In circuits which allow sufficient time between switching duty cycles, the current transformer will perform a natural reset. The reset is accomplished with I.sup.2 L energy stored in the current transformer shunt inductance during the "set" interval. However, in high frequency resonant transition switching circuits of the type contemplated for use with the subject invention, the energy stored for reset causes high "set" currents.
In order to maintain correct current transformer operation and to avoid high "set" currents which may cause distortion and current transformer saturation, it is necessary to provide for some sort of external current transformer reset. In view of this, to perform a reset it is necessary to provide the current transformer with a relatively large reset current pulse in a very short time period. For instance, if a switching circuit is used which has a power pulse time period or duty cycle of five (5) microseconds, the current transformer can be on for substantially this entire time period, and there may be only tens of nanoseconds in which to provide a reset pulse for the current transformer before a next power pulse will start. If the current transformer is not externally reset within the small window of time between power pulses, the reset energy required to be stored can take the current transformer into forward saturation.
However, while it is desired to reset a current transformer with a reset power pulse that is sufficient to move the current transformer from potential saturation to a lower flux level it is not desirable to provide an energy pulse, which resets the current transformer, but which also takes it into reverse saturation thereby undesirably storing energy which can be released as part of the set interval. This could be a detriment to overall circuit operation.
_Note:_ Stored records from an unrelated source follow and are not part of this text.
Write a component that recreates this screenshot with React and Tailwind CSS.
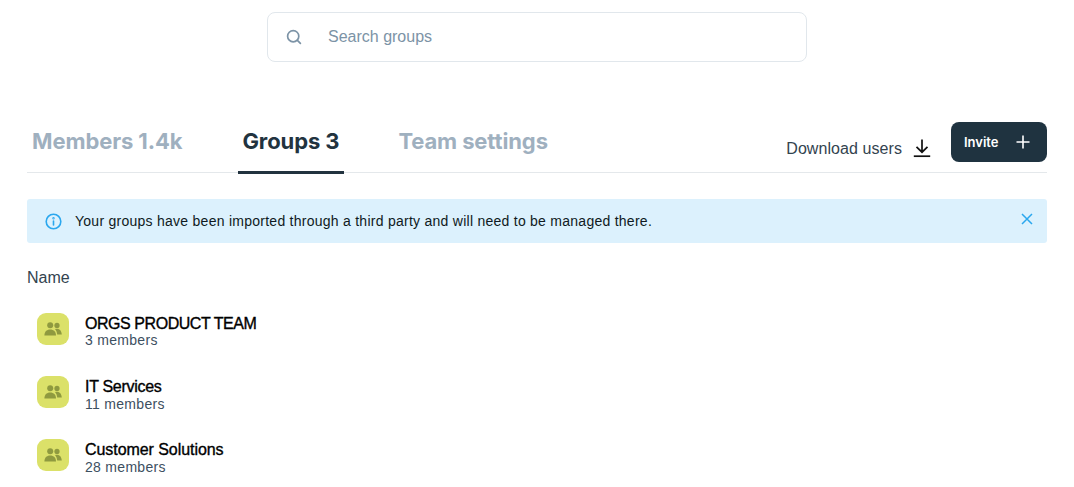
import React from "react";

function GroupIcon() {
  return (
    <svg width="18" height="14" viewBox="0 0 18 14" fill="#8f9a3f" aria-hidden="true">
      <circle cx="6.2" cy="3.2" r="3" />
      <circle cx="13" cy="3.4" r="2.6" />
      <path d="M0.4 13.4 C0.4 9.6 2.6 7.4 6.2 7.4 C9.8 7.4 12 9.6 12 13.4 Z" />
      <path d="M11 7 C11.7 6.8 12.4 6.8 13 6.8 C15.8 6.8 17.6 9 17.8 12.6 L13.2 12.6 C13 10.2 12.3 8.4 11 7 Z" />
    </svg>
  );
}

function Row({ name, count, tracking, countLeading }) {
  return (
    <div className="flex items-start h-[63px] pl-[10px]">
      <div className="w-8 h-8 rounded-[9px] bg-[#dbe169] flex items-center justify-center shrink-0">
        <GroupIcon />
      </div>
      <div className="ml-4 mt-[2px]">
        <div className={"font-['Liberation_Sans',sans-serif] text-[16px] leading-[17px] text-black [-webkit-text-stroke:0.35px_#000] " + tracking}>{name}</div>
        <div className={"font-['Liberation_Sans',sans-serif] text-[14px] tracking-[0.3px] text-[#3d4f5f] " + countLeading}>{count}</div>
      </div>
    </div>
  );
}

export default function App() {
  return (
    <div className="w-[1074px] h-[487px] overflow-hidden bg-white font-['Inter',sans-serif] text-[#1f3340]">
      <div className="pt-3 flex justify-center">
        <div className="w-[540px] h-[50px] border border-[#e1e7ec] rounded-lg flex items-center pl-[17px]">
          <svg width="18" height="18" viewBox="0 0 18 18" fill="none" stroke="#7c93a6" strokeWidth="1.7" strokeLinecap="round">
            <circle cx="8.2" cy="8.2" r="5.6" />
            <path d="M12.4 12.4 L15.4 15.4" />
          </svg>
          <span className="ml-[25px] font-['Liberation_Sans',sans-serif] text-[16px] text-[#7c93a6]">Search groups</span>
        </div>
      </div>

      <div className="mx-[27px] mt-[60px] h-[51px] border-b border-[#e4e8eb] flex justify-between">
        <div className="flex">
          <div className="h-[52px] px-[5px] pt-[5px] mr-[51px] text-[22px] leading-[28px] font-bold tracking-[-0.1px] text-[#9fb0bf]">Members 1.4k</div>
          <div className="h-[52px] w-[106px] pl-[4px] pt-[5px] mr-[50px] text-[22px] leading-[28px] font-bold tracking-[-0.1px] text-[#22333f] border-b-[3px] border-[#22333f]">Groups 3</div>
          <div className="h-[52px] pl-[4px] pt-[5px] text-[22px] leading-[28px] font-bold tracking-[-0.12px] text-[#9fb0bf]">Team settings</div>
        </div>
        <div className="flex items-start">
          <div className="flex items-center h-[40px] mt-[6px]">
            <span className="font-['Liberation_Sans',sans-serif] text-[16px] tracking-[0.07px] pt-[1px] text-[#33434f]">Download users</span>
            <svg className="ml-[11px]" width="18" height="20" viewBox="0 0 18 20" fill="none" stroke="#111" strokeWidth="1.7">
              <path d="M9 1.5 V14 M3.5 8.8 L9 14.2 L14.5 8.8" />
              <path d="M0.8 18.2 H17.2" />
            </svg>
          </div>
          <div className="ml-[20px] w-[96px] h-[40px] rounded-lg bg-[#1f3340] flex items-center pl-[13px] text-white">
            <span className="text-[13px] font-semibold pt-[1px]">Invite</span>
            <svg className="ml-[17px]" width="14" height="14" viewBox="0 0 14 14" fill="none" stroke="#fff" strokeWidth="1.6">
              <path d="M7 0.5 V13.5 M0.5 7 H13.5" />
            </svg>
          </div>
        </div>
      </div>

      <div className="mx-[27px] mt-[26px] h-[44px] bg-[#dcf1fd] rounded-[3px] flex items-center pl-[18px] pr-[14px]">
        <svg width="17" height="17" viewBox="0 0 17 17" fill="none" stroke="#2aa7ee" strokeWidth="1.6" strokeLinecap="round">
          <circle cx="8.5" cy="8.5" r="7.3" />
          <path d="M8.5 8 V12" />
          <circle cx="8.5" cy="5.2" r="0.4" />
        </svg>
        <span className="ml-[13px] font-['Liberation_Sans',sans-serif] text-[14px] tracking-[0.26px] text-[#0f1a22]">Your groups have been imported through a third party and will need to be managed there.</span>
        <svg className="ml-auto -mt-[4px]" width="12" height="12" viewBox="0 0 12 12" fill="none" stroke="#2aa7ee" strokeWidth="1.5">
          <path d="M1 1 L11 11 M11 1 L1 11" />
        </svg>
      </div>

      <div className="mx-[27px] mt-[25px] font-['Liberation_Sans',sans-serif] text-[16px] leading-[20px] text-[#33434f]">Name</div>

      <div className="mx-[27px] mt-[25px]">
        <Row name="ORGS PRODUCT TEAM" count="3 members" tracking="tracking-[-0.45px]" countLeading="leading-[17px]" />
        <Row name="IT Services" count="11 members" tracking="tracking-[-0.3px]" countLeading="leading-[19px]" />
        <Row name="Customer Solutions" count="28 members" tracking="tracking-[-0.06px]" countLeading="leading-[19px]" />
      </div>
    </div>
  );
}
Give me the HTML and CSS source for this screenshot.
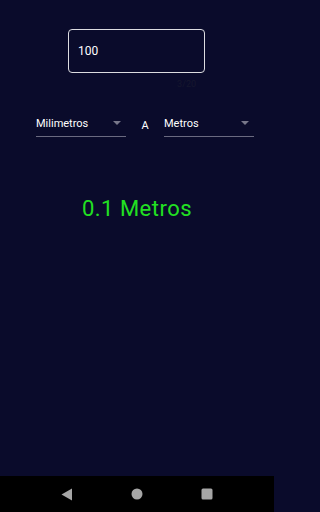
FILE: index.html
```html
<!DOCTYPE html>
<html lang="es">
<head>
<meta charset="utf-8">
<link rel="stylesheet" href="styles.css">
</head>
<body>
<div class="screen">
  <main class="content">
    <div class="field-wrap">
      <div class="field">100</div>
      <div class="counter">3/20</div>
    </div>
    <div class="selects">
      <div class="select">
        <span>Milimetros</span>
        <svg class="arrow" width="8" height="4" viewBox="0 0 8 4"><path d="M0 0h8L4 4z" fill="#77778a"/></svg>
      </div>
      <div class="sep">A</div>
      <div class="select">
        <span>Metros</span>
        <svg class="arrow" width="8" height="4" viewBox="0 0 8 4"><path d="M0 0h8L4 4z" fill="#77778a"/></svg>
      </div>
    </div>
    <div class="result">0.1 Metros</div>
  </main>
  <nav class="navbar">
    <svg width="12" height="13" viewBox="0 0 12 13"><path d="M11 0.5v12L0.5 6.5z" fill="#a6a6a6"/></svg>
    <svg width="12" height="12" viewBox="0 0 12 12"><circle cx="6" cy="6" r="5.5" fill="#a6a6a6"/></svg>
    <svg width="12" height="12" viewBox="0 0 12 12"><rect x="0.5" y="0.5" width="11" height="11" rx="1.5" fill="#a6a6a6"/></svg>
  </nav>
</div>
</body>
</html>
```
FILE: styles.css
```css
html, body {
  margin: 0;
  padding: 0;
}
body {
  width: 274px;
  height: 512px;
  overflow: hidden;
  font-family: Roboto, "Noto Sans", sans-serif;
  background: #0a0b2b;
}
.screen {
  display: flex;
  flex-direction: column;
  height: 512px;
}
.content {
  flex: 1;
  display: flex;
  flex-direction: column;
  align-items: center;
  padding-top: 29px;
}
.field-wrap {
  display: flex;
  flex-direction: column;
  width: 137px;
  margin-right: 1px;
}
.field {
  box-sizing: border-box;
  height: 44px;
  border: 1.5px solid #dcdce0;
  border-radius: 4px;
  color: #ffffff;
  font-size: 12px;
  padding-left: 9px;
  display: flex;
  align-items: center;
}
.counter {
  align-self: flex-end;
  margin-right: 9px;
  margin-top: 6px;
  font-size: 9px;
  color: #16172e;
  line-height: 11px;
}
.selects {
  margin-top: 23px;
  margin-left: 16px;
  display: flex;
  align-items: flex-end;
  width: 218px;
}
.select {
  box-sizing: border-box;
  width: 90px;
  height: 24px;
  border-bottom: 1px solid #6a6a80;
  display: flex;
  align-items: center;
  justify-content: space-between;
  padding-right: 5px;
  color: #ffffff;
  font-size: 11px;
  padding-bottom: 3px;
}
.sep {
  width: 38px;
  text-align: center;
  color: #ffffff;
  font-size: 11px;
  padding-bottom: 2px;
  line-height: 18px;
}
.result {
  margin-top: 59px;
  color: #22e022;
  font-size: 22px;
  letter-spacing: 0.5px;
  line-height: 26px;
}
.navbar {
  height: 36px;
  background: #000000;
  display: flex;
  align-items: center;
  justify-content: center;
  gap: 58px;
}
.navbar svg {
  display: block;
}
```
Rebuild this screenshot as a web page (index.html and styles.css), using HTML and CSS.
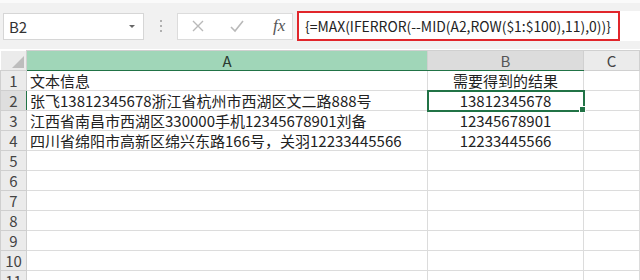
FILE: index.html
```html
<!DOCTYPE html>
<html lang="zh-CN">
<head>
  <meta charset="UTF-8">
  <title>Excel - 提取手机号</title>
  <link rel="stylesheet" href="styles.css">
</head>
<body>
  <div class="toolbar">
    <div class="namebox">
      <span>B2</span>
      <span class="caret"></span>
    </div>
    <div class="grip"><i></i><i></i><i></i></div>
    <div class="buttons">
      <svg class="btn" width="14" height="14" viewBox="0 0 14 14">
        <path d="M2 2 L12 12 M12 2 L2 12" stroke="#b9b9b9" stroke-width="1.4" fill="none"/>
      </svg>
      <svg class="btn" width="16" height="14" viewBox="0 0 16 14">
        <path d="M2 8 L6 12 L14 2" stroke="#b9b9b9" stroke-width="1.6" fill="none"/>
      </svg>
      <span class="fx">fx</span>
    </div>
    <div class="formula">
      <div class="formula-box">{=MAX(IFERROR(--MID(A2,ROW($1:$100),11),0))}</div>
    </div>
  </div>

  <table class="sheet">
    <colgroup>
      <col class="c-row">
      <col class="c-a">
      <col class="c-b">
      <col>
    </colgroup>
    <thead>
      <tr>
        <th class="corner"></th>
        <th class="col-sel">A</th>
        <th class="col-act">B</th>
        <th>C</th>
      </tr>
    </thead>
    <tbody>
      <tr><th>1</th><td>文本信息</td><td class="mid">需要得到的结果</td><td></td></tr>
      <tr><th class="row-act">2</th><td>张飞13812345678浙江省杭州市西湖区文二路888号</td><td class="mid active">13812345678</td><td></td></tr>
      <tr><th>3</th><td>江西省南昌市西湖区330000手机12345678901刘备</td><td class="mid">12345678901</td><td></td></tr>
      <tr><th>4</th><td>四川省绵阳市高新区绵兴东路166号，关羽12233445566</td><td class="mid">12233445566</td><td></td></tr>
      <tr><th>5</th><td></td><td></td><td></td></tr>
      <tr><th>6</th><td></td><td></td><td></td></tr>
      <tr><th>7</th><td></td><td></td><td></td></tr>
      <tr><th>8</th><td></td><td></td><td></td></tr>
      <tr><th>9</th><td></td><td></td><td></td></tr>
      <tr><th>10</th><td></td><td></td><td></td></tr>
      <tr><th>11</th><td></td><td></td><td></td></tr>
    </tbody>
  </table>
</body>
</html>
```

FILE: styles.css
```css
body {
  margin: 0;
  width: 640px;
  height: 280px;
  overflow: hidden;
  background: #fff;
  font-family: "Noto Sans CJK SC", "Noto Sans", sans-serif;
  color: #222;
}

.toolbar {
  height: 46px;
  background: #f1f1f1;
  border-top: 3px solid #fafafa;
  display: flex;
  align-items: center;
}

.namebox {
  margin-left: 3px;
  width: 141px;
  height: 27px;
  box-sizing: border-box;
  background: #fff;
  border: 1px solid #d6d6d6;
  display: flex;
  align-items: center;
  justify-content: space-between;
  padding: 0 8px 0 5px;
  font-size: 15px;
  color: #333;
}

.caret {
  width: 0;
  height: 0;
  border-left: 3px solid transparent;
  border-right: 3px solid transparent;
  border-top: 3px solid #666;
}

.grip {
  width: 33px;
  display: flex;
  flex-direction: column;
  align-items: center;
  gap: 3px;
}

.grip i {
  width: 2px;
  height: 2px;
  background: #b0b0b0;
}

.buttons {
  width: 116px;
  height: 27px;
  box-sizing: border-box;
  background: #fff;
  border: 1px solid #dcdcdc;
  display: flex;
  align-items: center;
  padding-left: 13px;
  gap: 24px;
}

.fx {
  font-family: "Liberation Serif", serif;
  font-style: italic;
  font-size: 17px;
  color: #555;
  margin-left: 4px;
}

.formula {
  flex: 1;
  margin-left: 4px;
  height: 30px;
  background: #fff;
  display: flex;
}

.formula-box {
  width: 323px;
  box-sizing: border-box;
  border: 2px solid #e1262b;
  font-size: 13.9px;
  line-height: 26px;
  padding-left: 6px;
  color: #222;
  white-space: nowrap;
  overflow: hidden;
}

.sheet {
  border-collapse: collapse;
  table-layout: fixed;
  width: 640px;
  margin-top: 1px;
  font-size: 15px;
}

.c-row { width: 26px; }
.c-a { width: 401px; }
.c-b { width: 156px; }

.sheet th,
.sheet td {
  height: 19px;
  padding: 0;
  border: 1px solid #dcdcdc;
  line-height: 18px;
  white-space: nowrap;
}

.sheet thead th {
  background: #ebebeb;
  border-color: #d0d0d0;
  font-weight: normal;
  color: #444;
}

.sheet thead th.corner {
  position: relative;
  border-top: none;
  border-left: none;
}

.corner::after {
  content: "";
  position: absolute;
  right: 2px;
  bottom: 2px;
  border-left: 12px solid transparent;
  border-bottom: 12px solid #bdbdbd;
}

.sheet thead th.col-sel {
  background: #a0d6b8;
  border-bottom: 1px solid #217346;
  color: #2a3a30;
}

.sheet thead th.col-act {
  background: #dcdcdc;
  border-bottom: 1px solid #217346;
  color: #555;
}

.sheet tbody th {
  background: #ebebeb;
  border-color: #cfcfcf;
  font-weight: normal;
  color: #444;
  text-align: center;
}

.sheet tbody th.row-act {
  background: #dedede;
  border-right: 1px solid #217346;
}

.sheet td {
  padding-left: 3px;
}

.sheet td.mid {
  text-align: center;
  padding-left: 0;
}

.sheet td.active {
  position: relative;
  outline: 2px solid #217346;
  outline-offset: -1px;
}

.active::after {
  content: "";
  position: absolute;
  right: -3px;
  bottom: -3px;
  width: 5px;
  height: 5px;
  background: #217346;
  border: 1px solid #fff;
}
```
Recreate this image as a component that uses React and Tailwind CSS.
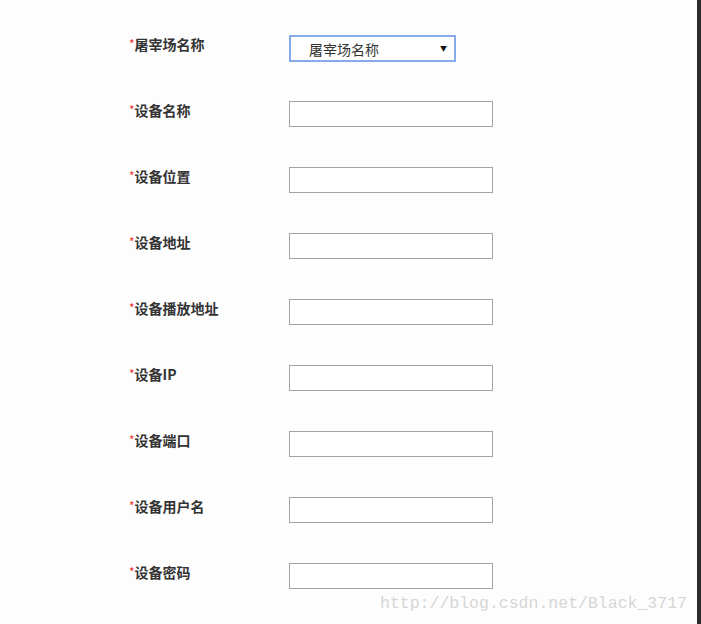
export default function App() {
  const labels = ["设备名称", "设备位置", "设备地址", "设备播放地址", "设备IP", "设备端口", "设备用户名", "设备密码"];
  const font = { fontFamily: '"Noto Sans CJK SC", "Liberation Sans", sans-serif' };
  return (
    <div className="relative flex h-[624px] w-[701px] bg-[#fdfdfd] overflow-hidden" style={font}>
      <div className="flex-1 pl-[129px] pt-[34px]">
        <div className="flex h-[66px] items-start">
          <div className="w-[160px] text-[14px] leading-[20px] font-bold text-[#333]">
            <span className="text-[#e33] text-[12px] font-normal align-top">*</span>屠宰场名称
          </div>
          <div className="mt-px flex h-[27px] w-[167px] items-center justify-between border-2 border-[#86abea] bg-white pl-[18px] pr-[7px] text-[14px] text-[#333]">
            <span className="leading-[20px]">屠宰场名称</span>
            <span className="text-[7px] text-[#111]">▼</span>
          </div>
        </div>
        {labels.map((l) => (
          <div key={l} className="flex h-[66px] items-start">
            <div className="w-[160px] text-[14px] leading-[20px] font-bold text-[#333]">
              <span className="text-[#e33] text-[12px] font-normal align-top">*</span>{l}
            </div>
            <div className="mt-px h-[26px] w-[204px] border border-[#a5a5a5] bg-white"></div>
          </div>
        ))}
      </div>
      <div className="w-[4px] bg-[#2c2c2c]"></div>
      <div
        className="absolute left-[380px] top-[594px] text-[16.5px] leading-[20px] text-[#d6d6d6]"
        style={{ fontFamily: '"Liberation Mono", monospace' }}
      >
        http://blog.csdn.net/Black_3717
      </div>
    </div>
  );
}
Therefore, it is considered that if the energy pulse is either too large or applied for too long a period, unstable operation of the circuit can result.
It has, therefore, been deemed desirable to construct a circuit which provides a sufficient reset power pulse in a short time period that resets the current transformer to a desired flux level, but which does not drive the magnetization curve into reverse saturation.
Still further, the circuit should be easily constructed within existing switching circuit designs wherein its application resets the current transformer without affecting the main power pulses.